If you think about how many moments in our daily lives are about ignoring or negotiating the sex lives of straight people — from jokes about dads with shotguns on the porch, or about what’s going to happen on your wedding night, or “I saw mommy kissing daddy’s [whatever],” to how you deal with your son-in-law, to what being a grandparent is really about — and think about just how much of etiquette, social interaction, communication are about getting around the sticky subject of straight people fucking, you can understand why straight people get so weird about gay people: There’s none of that social filter built in, the sexual aspect is not blurred out like it is with straight people.

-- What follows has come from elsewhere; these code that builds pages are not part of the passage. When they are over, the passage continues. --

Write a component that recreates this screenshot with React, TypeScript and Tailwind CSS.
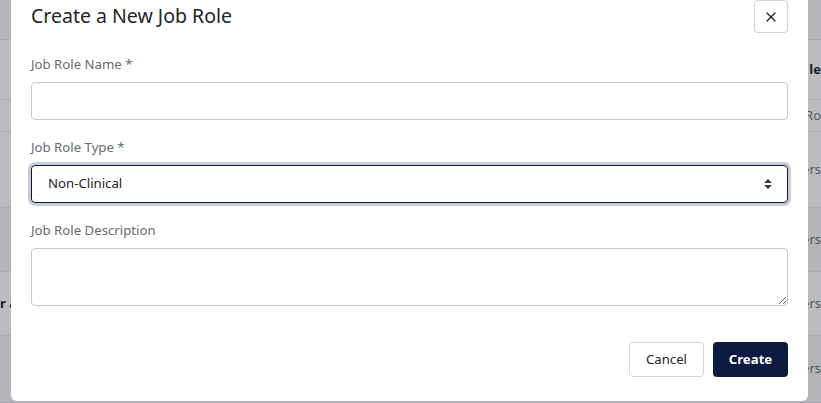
import { X } from 'lucide-react';

const font = { fontFamily: '"Noto Sans", "Open Sans", sans-serif' };

// background table rows (behind the dimmed overlay)
const rows = [
  { h: 'h-[40px]', bg: 'bg-[#b5b6ba]', left: '', right: '' },
  { h: 'h-[60px]', bg: 'bg-[#bbbcc0]', left: '', right: 'le', bold: true },
  { h: 'h-[32px]', bg: 'bg-[#bbbcc0]', left: '', right: 'Ro' },
  { h: 'h-[76px]', bg: 'bg-[#bbbcc0]', left: '', right: 'ers' },
  { h: 'h-[64px]', bg: 'bg-[#b4b5b9]', left: '', right: 'ers' },
  { h: 'h-[64px]', bg: 'bg-[#bbbcc0]', left: 'r a', right: 'ers' },
  { h: 'h-[67px]', bg: 'bg-[#b4b5b9]', left: '', right: 'ers' },
];

export default function App() {
  return (
    <div className="relative h-[403px] w-full overflow-hidden bg-[#bbbcc0]" style={font}>
      {/* dimmed page behind the modal */}
      <div className="flex flex-col">
        {rows.map((r, i) => (
          <div
            key={i}
            className={`${r.h} ${r.bg} flex items-center justify-between border-b border-[#a9aaae] text-[13px]`}
          >
            <span className="font-bold text-[#0d1b3e]">{r.left}</span>
            <span className={r.bold ? 'font-bold text-[#1b1c20]' : 'text-[#54565c]'}>{r.right}</span>
          </div>
        ))}
      </div>

      {/* modal */}
      <div className="absolute left-[11px] right-[13px] top-0 bottom-[2px] rounded-b-[6px] bg-white flex flex-col">
        <div className="flex h-[32px] items-center justify-between px-[20px]">
          <h2 className="text-[19.5px] font-normal text-[#212529]">Create a New Job Role</h2>
          <button className="flex h-[33px] w-[34px] items-center justify-center self-start rounded-[4px] border border-[#ced4da] bg-white text-[#212529]">
            <X size={16} strokeWidth={2} />
          </button>
        </div>

        <div className="flex flex-col px-[20px] pt-[22px]">
          <label className="text-[13.2px] leading-[20px] text-[#666b75]">Job Role Name *</label>
          <input className="mt-[8px] h-[38px] w-full rounded-[4px] border border-[#c5c9cf] px-[16px] text-[13.2px] outline-none" />

          <label className="mt-[17px] text-[13.2px] leading-[20px] text-[#666b75]">Job Role Type *</label>
          <div className="mt-[8px] flex h-[38px] w-full items-center justify-between rounded-[4px] border border-[#0b1a3f] px-[16px] text-[13.2px] text-[#212529] shadow-[0_0_0_3px_#c9cbd2]">
            <span>Non-Clinical</span>
            <svg width="10" height="14" viewBox="0 0 10 14" className="mr-[-2px]">
              <path d="M5 2 L9 6 H1 Z" fill="#343a40" />
              <path d="M5 12 L9 8 H1 Z" fill="#343a40" />
            </svg>
          </div>

          <label className="mt-[17px] text-[13.2px] leading-[20px] text-[#666b75]">Job Role Description</label>
          <textarea className="mt-[8px] h-[58px] w-full resize-y rounded-[4px] border border-[#c5c9cf] px-[16px] py-[8px] text-[13.2px] outline-none" />
        </div>

        <div className="mt-[36px] flex justify-end gap-[9px] px-[20px]">
          <button className="h-[35px] w-[75px] rounded-[4px] border border-[#ced4da] bg-white text-[13.2px] text-[#212529]">
            Cancel
          </button>
          <button className="h-[35px] w-[75px] rounded-[4px] bg-[#0a1a40] text-[13.2px] font-bold text-white">
            Create
          </button>
        </div>
      </div>
    </div>
  );
}
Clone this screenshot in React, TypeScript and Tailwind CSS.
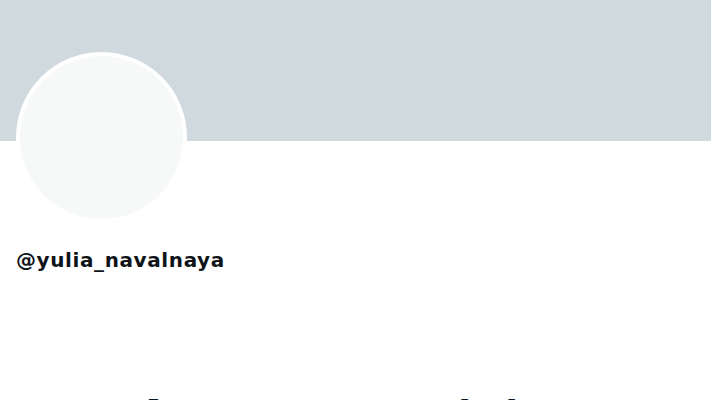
export default function App() {
  return (
    <div className="w-[711px] h-[400px] overflow-hidden bg-white" style={{ fontFamily: 'Inter, "Liberation Sans", sans-serif' }}>
      <div className="h-[141px] bg-[#cfd9de]" />
      <div className="px-4">
        <div className="-mt-[89px] w-[171px] h-[171px] rounded-full border-4 border-white bg-[#f7f9f9]" />
        <div
          className="mt-[24px] text-[20px] font-bold leading-[26px] tracking-[0.6px] text-[#0f1419]"
          style={{ fontFamily: '"DejaVu Sans", Inter, sans-serif' }}
        >
          @yulia_navalnaya
        </div>
      </div>
      <div className="mt-[117px] pl-[139px] text-[38px] font-extrabold leading-[46px] text-[#0f1419]">
        Account suspended
      </div>
    </div>
  )
}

Imagine if you didn’t have that filter with straight people: All you would think about is them fucking, all the time, because that’s mostly what straight people talk about. Dating, romance, sexy clothes, losing weight, marriage, weddings, their kids… It’s always Sex, sex, sex with you people. You’ve just normalized it to the point where you see it as a safe part of culture.
There’s no assumption that gay people are doing normal nonsexual things most of the day, like with straight people, because as far as straight privilege is concerned, gay people are just straight people who have gay sex: That’s the main thing that sets us apart.
It’s why the simple answer to the dumb question How do I explain this gay stuff to my kids never occurs to the people that ask it, because they can’t imagine leaving out the sex part in their own construct of what gay people are about: You can say “Some princes want a princess, some princes want a prince,” without blowjobs coming up a single time, just like when you’re explaining straight relationships.
“Coming out” is going to keep being everybody’s business until those things equalize, and I don’t know that they ever will. But especially here — and in Pride season, when so much is written online about “these gays aren’t as gay as they used to be” — I think it’s important to think about this distinction, between socially mediated sexuality vs. sexuality-as-identity.